Late last week, the Drug Enforcement Administration announced it would be conducting a comprehensive review of its international operations on the heels of a report on the subject from the Department of Justice’s Office of the Inspector General.
The DEA has 91 foreign field offices in 69 countries across the world.
The independent review was ordered by the DEA’s new Administrator Anne Milgram. Milgram previously served as the attorney general of New Jersey from 2007 to 2010 before Chris Christie’s circus act. Prior to that, she was a federal prosecutor serving as the DOJ’s Special Litigation Counsel for Human Trafficking, essentially leading federal human trafficking prosecutions. Prior to taking the reins at the DEA, Milgram was serving as a professor of practice and distinguished scholar in residence at New York University School of Law.
Most importantly about Milgram, in her years since being New Jersey’s top cop, much of the academic work she did was focused on reforming the criminal justice system through data, analytics and technology. So in theory, maybe this review is meant to kick off a more data-based approach to enforcement, or at least the way the DEA interacts with its foreign partners in law enforcement.
The review will take a look at things like the DEA’s foreign footprint, including administrative and financial support for those operations from DEA headquarters.
“This review will provide recommendations for my consideration upon completion. Specifically, I expect the team to provide an assessment of DEA’s current international operational capacity, and to identify areas for improvement to ensure DEA’s international operations are impactful and effective, with the appropriate structures, procedures, and controls to ensure integrity and accountability,” said Administrator Milgram.
The move by Milgram comes in the wake of a report by the Department of Justice’s Inspector General reviewing the DEA’s headquarters-based oversight of its supported foreign law enforcement units.
“We found that DEA’s headquarters-based management and oversight of its supported foreign law enforcement units are insufficient for the high-risk environment in which these units operate,” the Inspector General noted in its executive summary of the audit. “Despite serious incidents involving these units, the DEA has not sufficiently assessed or augmented its oversight to mitigate known risks. The DEA also lacks a comprehensive strategy at DEA headquarters to account for all units funded and established by DEA country offices, requirements for host nation collaboration, the total funding provided for each unit, and the overall performance accomplishments of these units.”
Another issue the Inspector General found focuses around all the high-tech gear the DEA had access to. They aren’t convinced the DEA would be able to account for all the technology it’s shared with its law enforcement partners.
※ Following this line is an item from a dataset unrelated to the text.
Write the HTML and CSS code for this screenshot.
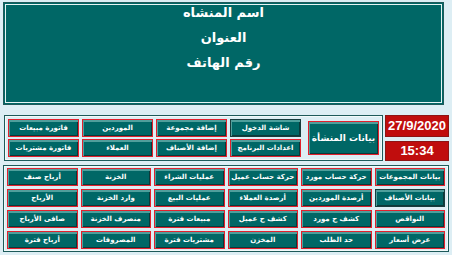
FILE: index.html
```html
<!DOCTYPE html>
<html lang="ar">
<head>
    <meta charset="utf-8">
    <link rel="stylesheet" href="styles.css">
</head>
<body>
    <div class="page">
        <div class="header">
            <div class="header-line">اسم المنشاه</div>
            <div class="header-line">العنوان</div>
            <div class="header-line">رقم الهاتف</div>
        </div>

        <div class="top-row">
            <div class="clock">
                <div class="clock-box date">27/9/2020</div>
                <div class="clock-box time">15:34</div>
            </div>
            <div class="group main-group">
                <button class="btn big-btn">بيانات المنشأة</button>
                <button class="btn plain">شاشة الدخول</button>
                <button class="btn">إضافة مجموعة</button>
                <button class="btn">الموردين</button>
                <button class="btn">فاتورة مبيعات</button>
                <button class="btn">اعدادات البرنامج</button>
                <button class="btn">إضافة الأصناف</button>
                <button class="btn">العملاء</button>
                <button class="btn">فاتورة مشتريات</button>
            </div>
        </div>

        <div class="group reports">
            <button class="btn">بيانات المجموعات</button>
            <button class="btn">حركة حساب مورد</button>
            <button class="btn">حركة حساب عميل</button>
            <button class="btn">عمليات الشراء</button>
            <button class="btn">الخزنة</button>
            <button class="btn">أرباح صنف</button>

            <button class="btn plain">بيانات الأصناف</button>
            <button class="btn">أرصدة الموردين</button>
            <button class="btn">أرصدة العملاء</button>
            <button class="btn">عمليات البيع</button>
            <button class="btn">وارد الخزنة</button>
            <button class="btn">الأرباح</button>

            <button class="btn">النواقص</button>
            <button class="btn">كشف ح مورد</button>
            <button class="btn">كشف ح عميل</button>
            <button class="btn">مبيعات فترة</button>
            <button class="btn">منصرف الخزنة</button>
            <button class="btn">صافى الأرباح</button>

            <button class="btn">عرض أسعار</button>
            <button class="btn">حد الطلب</button>
            <button class="btn">المخزن</button>
            <button class="btn">مشتريات فترة</button>
            <button class="btn">المصروفات</button>
            <button class="btn">أرباح فترة</button>
        </div>
    </div>
</body>
</html>
```

FILE: styles.css
```css
body {
    margin: 0;
    padding: 0;
    background-color: #DDEEF4;
    font-family: 'DejaVu Sans', sans-serif;
}
.page {
    width: 446px;
    padding: 2px 0 0 3px;
    display: flex;
    flex-direction: column;
}
.header {
    width: 437px;
    height: 101px;
    background-color: #006766;
    border: 1px solid #1E5A5A;
    box-shadow: inset 0 0 0 1px #006766, inset 0 0 0 2px #E6F4F4;
    color: #FFF;
    text-align: center;
    direction: rtl;
    padding: 0 1px;
}
.header-line {
    font-size: 13px;
    font-weight: bold;
    line-height: 25px;
}
.header-line:first-child {
    margin-top: -3px;
}
.top-row {
    display: flex;
    direction: rtl;
    gap: 2px;
    margin-top: 10px;
}
.clock {
    display: flex;
    flex-direction: column;
    gap: 4px;
    width: 64px;
}
.clock-box {
    background-color: #C00D0D;
    border: 1px solid #8E1414;
    color: #FFF;
    font-family: 'Liberation Sans', sans-serif;
    font-weight: bold;
    font-size: 13px;
    text-align: center;
    direction: ltr;
}
.date {
    height: 20px;
    line-height: 20px;
}
.time {
    height: 18px;
    line-height: 18px;
}
.group {
    border: 1px solid #1E5A5A;
    box-shadow: inset 0 0 0 1px #F2FAFA;
    direction: rtl;
    display: grid;
}
.main-group {
    width: 371px;
    padding: 3px;
    grid-template-columns: 75px repeat(4, 71px);
    grid-template-rows: 18px 18px;
    column-gap: 3px;
    row-gap: 2px;
}
.reports {
    margin-top: 4px;
    width: 438px;
    padding: 2px 3px;
    grid-template-columns: repeat(6, 1fr);
    grid-template-rows: repeat(4, 18px);
    gap: 3px;
}
.btn {
    margin: 0;
    padding: 0;
    min-width: 0;
    background-color: #006766;
    border: 1px solid #E2202C;
    box-shadow: inset 1px 2px 0 #4F9F9C, inset -1px -1px 0 #0B3A3A;
    color: #FFF;
    font-family: 'DejaVu Sans', sans-serif;
    font-size: 7px;
    font-weight: bold;
    white-space: nowrap;
    overflow: hidden;
    direction: rtl;
}
.btn.plain {
    border-color: #173C3C;
}
.btn.big-btn {
    grid-row: span 2;
    margin: 2px 0 2px 4px;
    font-size: 9px;
}
```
“We also found that the DEA has not sufficiently monitored the DEA’s export and management of sensitive technologies provided to foreign law enforcement units,” the Inspector General wrote. “Together, these issues demonstrate the need for the DEA to evaluate and enhance strategic management of its important partnerships with foreign law enforcement.”
The report’s main recommendations leading to the independent DEA audit were mainly around DEA Sensitive Investigative Units (SIU), Non-SIU Vetted Units (Non-SIU VU), and a precursor to its current Foreign Counterpart Program.
First off, the report noted the DEA can reduce risk by improving its process for reporting and responding to critical incidents involving SIUs and Non-SIU VUs. The Inspector General’s office was particularly critical here given the high-level public incidents that have occurred in recent years.
The report admitted the DEA understands that delicate walk with host countries, corruption, and its own vetting process when working abroad, “Yet, the DEA has experienced various negative and highly publicized incidents involving these units, which highlight the importance of program safeguards and the reality of the risks associated with these partnerships. However, the DEA has not strategically or programmatically evaluated these incidents involving foreign law enforcement units to identify lessons learned and enhance oversight.”
Other recommendations include tracking the funding used abroad better. Currently, the DEA can’t accurately account for the costs per unit for agents and support staff operating overseas.
“We found that the DEA does not have a full accounting of all internal and external funding that is provided to these units,” the report noted. “For instance, the DEA does not comprehensively track or monitor the Department of State and Department of Defense intergovernmental funding provided to Country Offices to support these units. Without an accurate accounting of the total funds provided to SIUs and Non-SIU VUs, the DEA cannot adequately assess its budgetary needs.”
Another reason to track the money better is that there isn’t a real mechanism to account for the results from the programs funded. The report said DEA headquarters needs an enhanced system to track SIU and Non-SIU VU program requirements and performance.
So if all these programs abroad were working – they’re not – we wouldn’t even be able to tell because there is no accurate mechanism to grade their performance.